The prime target audience for the bomber mission was obvious: Iran. With the turn of the year approaching, along with two dates in January – the first anniversary of Quds Force leader Qassem Soleimani’s death by American strike and the handover of power in Washington from Donald Trump to Joe Biden – tensions were rising vis-a-vis the Islamic Republic. In order to discourage Iranian decision-makers from choosing this sensitive time for mischief, a reminder of America’s strategic might was deemed necessary.
If Iran was the prime audience signaled to, there was also a secondary one – regional allies and partners, especially along the shores of the Gulf and near – or dependent on – the Straits of Hormuz. They need to be reassured, that the Yankees are not going home, at least not all of them, and even if they are, it is neither fatal nor irreversible.
The Trump policy of withdrawing American forces from Syria, Iraq and Afghanistan may or may not be continued by Biden (who while not an isolationist in the Trump mode also came out against “forever wars”), but Saudi Arabia, UAE and their neighbors must know that they are not going to be left exposed to the constant threat of Iran, even if US troops are no longer there and Carrier Task Forces whose stay was extended head west on well-deserved liberty.
What Gen. McKenzie wanted to tell both Tehran and Riyadh was that power does not equal presence. Barksdale is not different than Bahrain, where CENTCOM’s Fifth Fleet is headquartered. On one level, it is even more effective to launch from Louisiana – it cannot be retaliated against by Iran. The difference is between forms of deterrence. Against nuclear-armed Russia, and conceptually China, too, the less visible the deterrent the better it is, as a surprise attack would not eliminate it. The most important elements in the American strategic triad are submarines and silo-based missiles.

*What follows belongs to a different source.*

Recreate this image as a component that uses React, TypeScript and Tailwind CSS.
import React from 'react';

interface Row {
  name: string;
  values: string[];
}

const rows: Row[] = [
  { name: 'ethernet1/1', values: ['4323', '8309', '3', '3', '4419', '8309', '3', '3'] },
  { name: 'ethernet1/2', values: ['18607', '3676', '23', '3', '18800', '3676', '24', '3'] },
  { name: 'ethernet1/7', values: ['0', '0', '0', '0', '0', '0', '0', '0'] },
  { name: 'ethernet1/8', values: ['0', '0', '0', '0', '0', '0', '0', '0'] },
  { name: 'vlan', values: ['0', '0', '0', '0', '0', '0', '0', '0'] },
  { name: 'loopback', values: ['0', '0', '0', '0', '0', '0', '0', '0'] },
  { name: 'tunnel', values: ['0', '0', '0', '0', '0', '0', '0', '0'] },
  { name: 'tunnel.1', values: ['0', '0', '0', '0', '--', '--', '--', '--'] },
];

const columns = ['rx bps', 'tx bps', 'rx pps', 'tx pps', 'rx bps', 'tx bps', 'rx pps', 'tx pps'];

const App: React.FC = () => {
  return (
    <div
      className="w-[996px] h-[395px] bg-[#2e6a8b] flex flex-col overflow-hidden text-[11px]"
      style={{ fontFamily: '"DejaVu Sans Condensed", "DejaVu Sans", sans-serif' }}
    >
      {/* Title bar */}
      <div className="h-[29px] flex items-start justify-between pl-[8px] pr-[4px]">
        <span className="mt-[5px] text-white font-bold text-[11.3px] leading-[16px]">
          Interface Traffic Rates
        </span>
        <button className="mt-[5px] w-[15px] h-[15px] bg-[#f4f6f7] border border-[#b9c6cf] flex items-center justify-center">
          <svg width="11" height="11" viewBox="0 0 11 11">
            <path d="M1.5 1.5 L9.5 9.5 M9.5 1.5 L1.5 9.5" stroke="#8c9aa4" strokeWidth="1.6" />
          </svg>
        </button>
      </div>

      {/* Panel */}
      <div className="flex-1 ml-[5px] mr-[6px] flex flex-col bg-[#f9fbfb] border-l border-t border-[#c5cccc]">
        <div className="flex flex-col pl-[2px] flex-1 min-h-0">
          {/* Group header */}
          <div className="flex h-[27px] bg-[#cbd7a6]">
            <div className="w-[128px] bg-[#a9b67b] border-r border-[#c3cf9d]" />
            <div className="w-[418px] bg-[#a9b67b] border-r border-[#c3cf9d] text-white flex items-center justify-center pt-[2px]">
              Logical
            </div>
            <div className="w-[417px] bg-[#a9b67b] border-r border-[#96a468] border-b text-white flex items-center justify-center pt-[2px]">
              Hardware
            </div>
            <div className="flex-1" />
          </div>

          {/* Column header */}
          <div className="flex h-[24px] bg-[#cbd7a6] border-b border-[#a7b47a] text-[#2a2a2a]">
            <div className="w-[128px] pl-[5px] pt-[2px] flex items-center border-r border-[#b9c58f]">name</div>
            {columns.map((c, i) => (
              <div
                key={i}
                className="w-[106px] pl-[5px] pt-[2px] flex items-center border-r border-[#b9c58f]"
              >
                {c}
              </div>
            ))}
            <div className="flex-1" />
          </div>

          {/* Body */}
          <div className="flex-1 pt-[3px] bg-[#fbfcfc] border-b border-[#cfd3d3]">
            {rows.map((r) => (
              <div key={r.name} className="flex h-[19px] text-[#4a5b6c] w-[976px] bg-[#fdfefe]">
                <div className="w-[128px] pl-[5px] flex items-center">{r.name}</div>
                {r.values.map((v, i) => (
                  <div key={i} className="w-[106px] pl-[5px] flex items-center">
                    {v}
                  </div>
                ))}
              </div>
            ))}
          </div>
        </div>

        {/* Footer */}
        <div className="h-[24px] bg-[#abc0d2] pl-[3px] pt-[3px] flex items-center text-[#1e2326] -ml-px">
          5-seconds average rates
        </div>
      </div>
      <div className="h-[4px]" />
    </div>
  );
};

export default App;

The opposite is true in sub-strategic deterrence, including the Iranian case. One has to brandish might, and when Aircraft Carriers leave the theater, a bomber flight from afar is considered useful for reassuring local allies as well as for deterring foes.

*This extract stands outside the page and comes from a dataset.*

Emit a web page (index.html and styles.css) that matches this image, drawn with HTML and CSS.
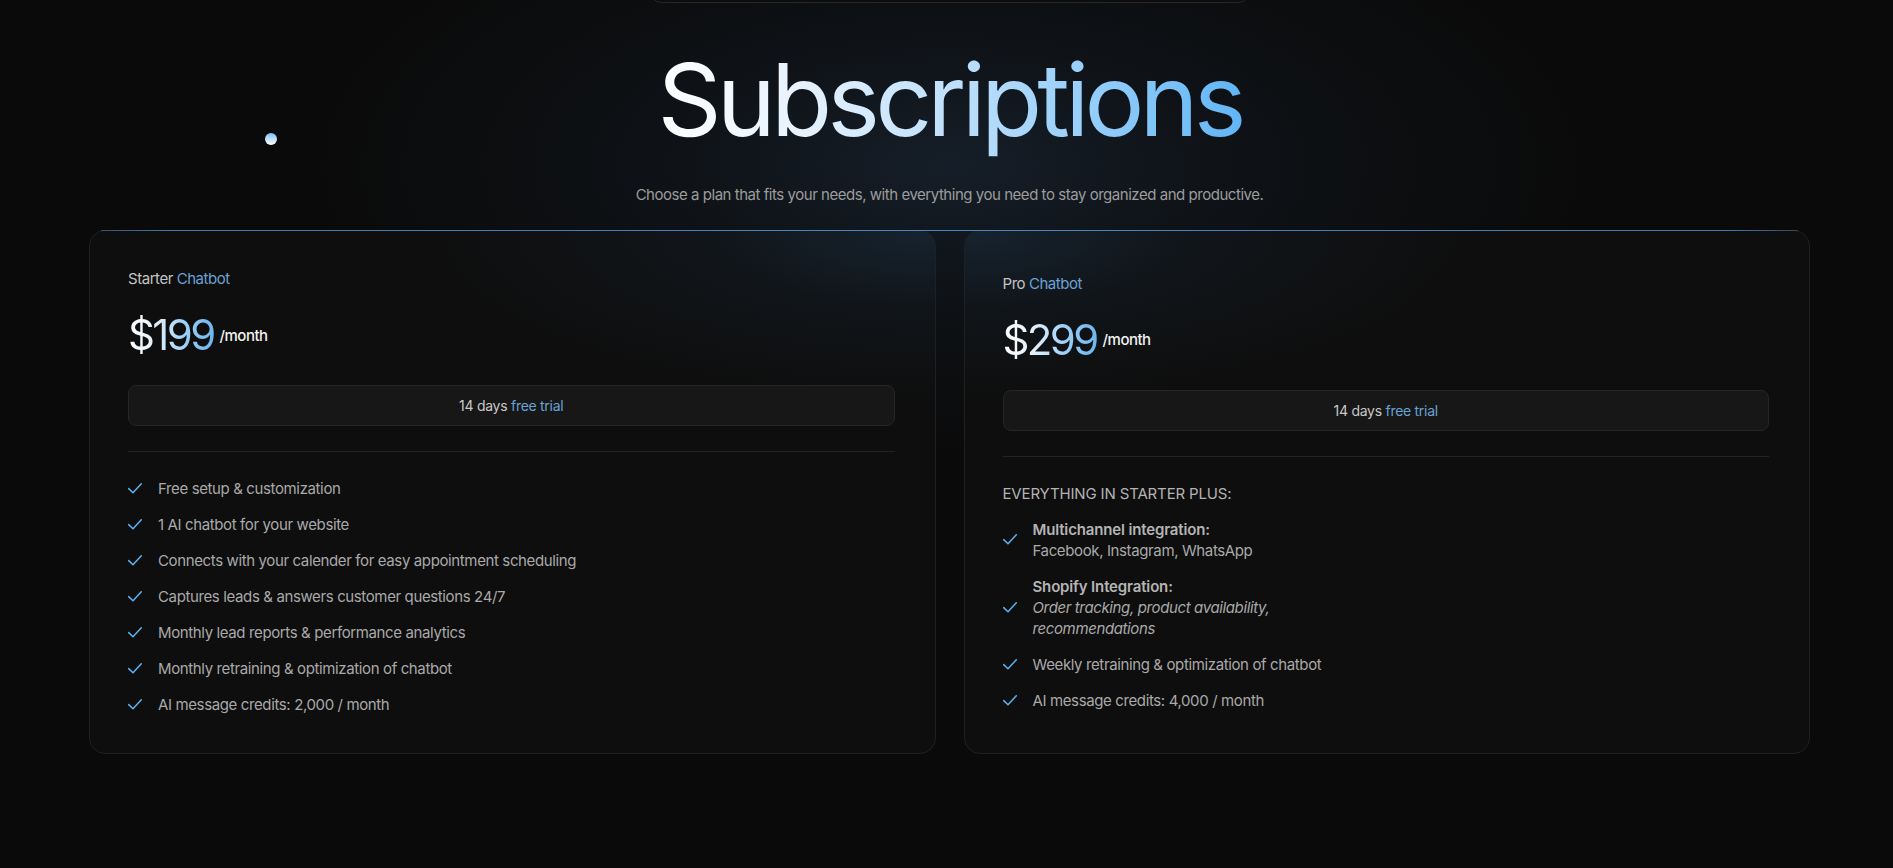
FILE: index.html
```html
<!DOCTYPE html>
<html lang="en">
<head>
<meta charset="utf-8">
<title>Subscriptions</title>
<link rel="stylesheet" href="styles.css">
</head>
<body>
<main class="page">
  <div class="nav-stub"></div>
  <span class="orb"></span>
  <h1 class="title">Subscriptions</h1>
  <p class="subtitle">Choose a plan that fits your needs, with everything you need to stay organized and productive.</p>

  <section class="plans">
    <article class="card card-left">
      <div class="plan-name">Starter <span class="accent">Chatbot</span></div>
      <div class="price-row"><span class="price">$199</span><span class="per">/month</span></div>
      <div class="trial"><span>14 days <span class="accent">free trial</span></span></div>
      <hr class="divider">
      <ul class="features">
        <li><svg class="check" viewBox="0 0 14 11"><path d="M0.7 5.6 L5 9.8 L13.3 0.8"/></svg><span>Free setup &amp; customization</span></li>
        <li><svg class="check" viewBox="0 0 14 11"><path d="M0.7 5.6 L5 9.8 L13.3 0.8"/></svg><span>1 AI chatbot for your website</span></li>
        <li><svg class="check" viewBox="0 0 14 11"><path d="M0.7 5.6 L5 9.8 L13.3 0.8"/></svg><span>Connects with your calender for easy appointment scheduling</span></li>
        <li><svg class="check" viewBox="0 0 14 11"><path d="M0.7 5.6 L5 9.8 L13.3 0.8"/></svg><span>Captures leads &amp; answers customer questions 24/7</span></li>
        <li><svg class="check" viewBox="0 0 14 11"><path d="M0.7 5.6 L5 9.8 L13.3 0.8"/></svg><span>Monthly lead reports &amp; performance analytics</span></li>
        <li><svg class="check" viewBox="0 0 14 11"><path d="M0.7 5.6 L5 9.8 L13.3 0.8"/></svg><span>Monthly retraining &amp; optimization of chatbot</span></li>
        <li><svg class="check" viewBox="0 0 14 11"><path d="M0.7 5.6 L5 9.8 L13.3 0.8"/></svg><span>AI message credits: 2,000 / month</span></li>
      </ul>
    </article>

    <article class="card card-right">
      <div class="plan-name">Pro <span class="accent">Chatbot</span></div>
      <div class="price-row"><span class="price">$299</span><span class="per">/month</span></div>
      <div class="trial"><span>14 days <span class="accent">free trial</span></span></div>
      <hr class="divider">
      <ul class="features">
        <li class="label">EVERYTHING IN STARTER PLUS:</li>
        <li><svg class="check" viewBox="0 0 14 11"><path d="M0.7 5.6 L5 9.8 L13.3 0.8"/></svg><span class="item-text"><strong>Multichannel integration:</strong><br>Facebook, Instagram, WhatsApp</span></li>
        <li><svg class="check" viewBox="0 0 14 11"><path d="M0.7 5.6 L5 9.8 L13.3 0.8"/></svg><span class="item-text"><strong>Shopify Integration:</strong><br><em>Order tracking, product availability, recommendations</em></span></li>
        <li><svg class="check" viewBox="0 0 14 11"><path d="M0.7 5.6 L5 9.8 L13.3 0.8"/></svg><span class="item-text">Weekly retraining &amp; optimization of chatbot</span></li>
        <li><svg class="check" viewBox="0 0 14 11"><path d="M0.7 5.6 L5 9.8 L13.3 0.8"/></svg><span class="item-text">AI message credits: 4,000 / month</span></li>
      </ul>
    </article>
  </section>
</main>
</body>
</html>
```

FILE: styles.css
```css
* { box-sizing: border-box; }

html, body {
  margin: 0;
  padding: 0;
  height: 100%;
}

body {
  background-color: #0a0a0a;
  background-image: radial-gradient(ellipse 640px 290px at calc(50% + 3px) 165px, rgba(22, 31, 42, 0.95) 0%, rgba(16, 21, 27, 0.7) 45%, rgba(10, 10, 10, 0) 100%);
  background-repeat: no-repeat;
  color: #a8a8a8;
  font-family: "Inter", "Noto Sans", sans-serif;
  overflow: hidden;
}

.page {
  position: relative;
  display: flex;
  flex-direction: column;
  align-items: center;
  padding-left: 6px;
  min-height: 100%;
}

.nav-stub {
  width: 604px;
  height: 50px;
  margin-top: -47px;
  border: 1px solid #262626;
  border-radius: 14px;
  background: #0d0d0d;
}

.orb {
  position: absolute;
  left: 265px;
  top: 133px;
  width: 12px;
  height: 12px;
  border-radius: 50%;
  background: linear-gradient(180deg, #7cc0f5 0%, #ffffff 100%);
}

.title {
  margin: 37px 0 0;
  padding: 0 6px 8px;
  font-size: 100px;
  line-height: 120px;
  font-weight: 400;
  letter-spacing: -0.049em;
  background: linear-gradient(90deg, #ffffff 0%, #e6f2fd 25%, #bfe0fb 50%, #93cdf9 75%, #5fb4f5 100%);
  -webkit-background-clip: text;
  background-clip: text;
  color: transparent;
}

.subtitle {
  margin: 16px 0 0;
  font-size: 15px;
  line-height: 22px;
  color: #9c9c9c;
  letter-spacing: -0.031em;
}

.plans {
  position: relative;
  width: 1721px;
  margin-top: 24px;
  display: grid;
  grid-template-columns: 1fr 1fr;
  gap: 28px;
}

.plans::before {
  content: "";
  position: absolute;
  left: 12px;
  right: 12px;
  top: 0;
  height: 1px;
  background: linear-gradient(90deg, rgba(74, 135, 192, 0.5) 0%, rgba(74, 135, 192, 0.85) 4%, rgba(80, 145, 205, 0.9) 50%, rgba(74, 135, 192, 0.85) 96%, rgba(74, 135, 192, 0.4) 100%);
  z-index: 1;
}

.card {
  display: flex;
  flex-direction: column;
  justify-content: center;
  padding: 37px 40px 38px 38px;
  border: 1px solid #202020;
  border-radius: 16px;
  background-color: #0e0e0e;
}

.card-left {
  background-image: radial-gradient(ellipse 520px 170px at 100% 0%, rgba(26, 44, 62, 0.7) 0%, rgba(20, 31, 42, 0.4) 45%, rgba(14, 14, 14, 0) 100%);
  background-repeat: no-repeat;
}

.card-right {
  background-image: radial-gradient(ellipse 520px 170px at 0% 0%, rgba(26, 44, 62, 0.7) 0%, rgba(20, 31, 42, 0.4) 45%, rgba(14, 14, 14, 0) 100%);
  background-repeat: no-repeat;
}

.plan-name {
  font-size: 15px;
  line-height: 21px;
  color: #c4c4c4;
  letter-spacing: -0.03em;
}

.accent {
  color: #6aa2d4;
}

.price-row {
  display: flex;
  align-items: center;
  margin-top: 24px;
}

.price {
  font-size: 42px;
  line-height: 44px;
  font-weight: 400;
  letter-spacing: -0.063em;
  background: linear-gradient(90deg, #ffffff 0%, #dcedfb 35%, #9ccff6 65%, #66b3ee 100%);
  -webkit-background-clip: text;
  background-clip: text;
  color: transparent;
  padding-right: 3px;
}

.per {
  margin-left: 3px;
  font-size: 15px;
  font-weight: 500;
  color: #f2f2f2;
  letter-spacing: -0.035em;
}

.trial {
  margin-top: 28px;
  height: 41px;
  display: flex;
  align-items: center;
  justify-content: center;
  border: 1px solid #262626;
  border-radius: 8px;
  background: #171717;
  font-size: 14px;
  color: #c8c8c8;
  letter-spacing: -0.02em;
}

.divider {
  margin: 25px 0 0;
  border: 0;
  height: 1px;
  background: #232323;
}

.features {
  list-style: none;
  margin: 26px 0 0;
  padding: 0;
  display: flex;
  flex-direction: column;
  gap: 15px;
}

.features li {
  display: flex;
  align-items: center;
  font-size: 15px;
  line-height: 21px;
  color: #a9a9a9;
  letter-spacing: -0.025em;
}

.features li.label {
  font-size: 15px;
  color: #b3b3b3;
  letter-spacing: -0.01em;
}

.check {
  flex: none;
  width: 14px;
  height: 11px;
  margin-right: 16px;
  fill: none;
  stroke: #58adec;
  stroke-width: 1.6;
  stroke-linecap: round;
  stroke-linejoin: round;
}

.item-text {
  max-width: 310px;
}

.item-text strong {
  font-weight: 600;
  color: #b4b4b4;
  letter-spacing: -0.01em;
}

.item-text em {
  font-style: italic;
}
```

But deterring from what? There are three options – force build-up, deployment and employment. The first one is not feasible. A country may reconsider its priorities through a balance of pressures and incentives, but it can hardly be deterred from gaining an arsenal in the first place for fear that it will be for naught due to a Pearl Harbor-like crippling strike.
The exception to that rule is a nuclear weapon project, for which the intended victim would not sit still. This is the rationale for the Israeli strikes against the Iraqi and Syrian reactors preceded by a futile Iranian attempt against Osiraq. Both components of the global effort to contain nuclear Iran, to coerce (Trump) and cajole (Obama and probably Biden), had a deterrence dimension, a warning that if negotiations or sanctions fail, kinetic force will be used.
In that sense, Iran was to be deterred from breaking the talks or sneaking towards the bomb from under them. But this level of deterrence had explicitly nothing to do with building up the Iranian ballistic missile force or aggressive activities – power projection, in the American jargon – around the Middle East. The nuclear deal had top priority and was therefore not conditioned on other elements deemed nice to have but not vital. To further muddy the picture, in the fight against ISIS Iran was a de-facto ally.
Rather than try to deter Iranian deploynent of forces (including militias and proxies) abroad, the tactic chosen, especially by Israel, was to delay and degrade. This effort has been relatively succesful – part containment, part roll-back, part relocation of Iranian assets to remote (as viewed from Israel) regions of Syria.
As for deterrence of employment of Iran’s force, which is CENTCOM’s current aim, a counter-show of available force is only one of two elements essential to any such equation. The other one is the willingness to use this force to pre-empt or punish. Political will is the elusive and doubtful half of the package – it cannot be pictured with fighters in formation. One may declare it, but not necessarily be believed, whether justifiably or not.
The message carried by the B-52’s (which dropped no munitions, real or dummy, on this run) was left to be absorbed in the region’s capitals. The Iranians could respond by rash miscalculation, but it would be out of charachter for a cautious and crafty group of rulers, however militant and even fanatic their long-range goals probably remain. Through no action of their own, regime change is about to take place in Washington rather than in Tehran. An attack which would unleash those bombers from Barksdale or Tomahawks from in-theater while Trump is still President would be too foolish for them to contemplate – though this being the Middle East, one should never complacently let down one’s guard.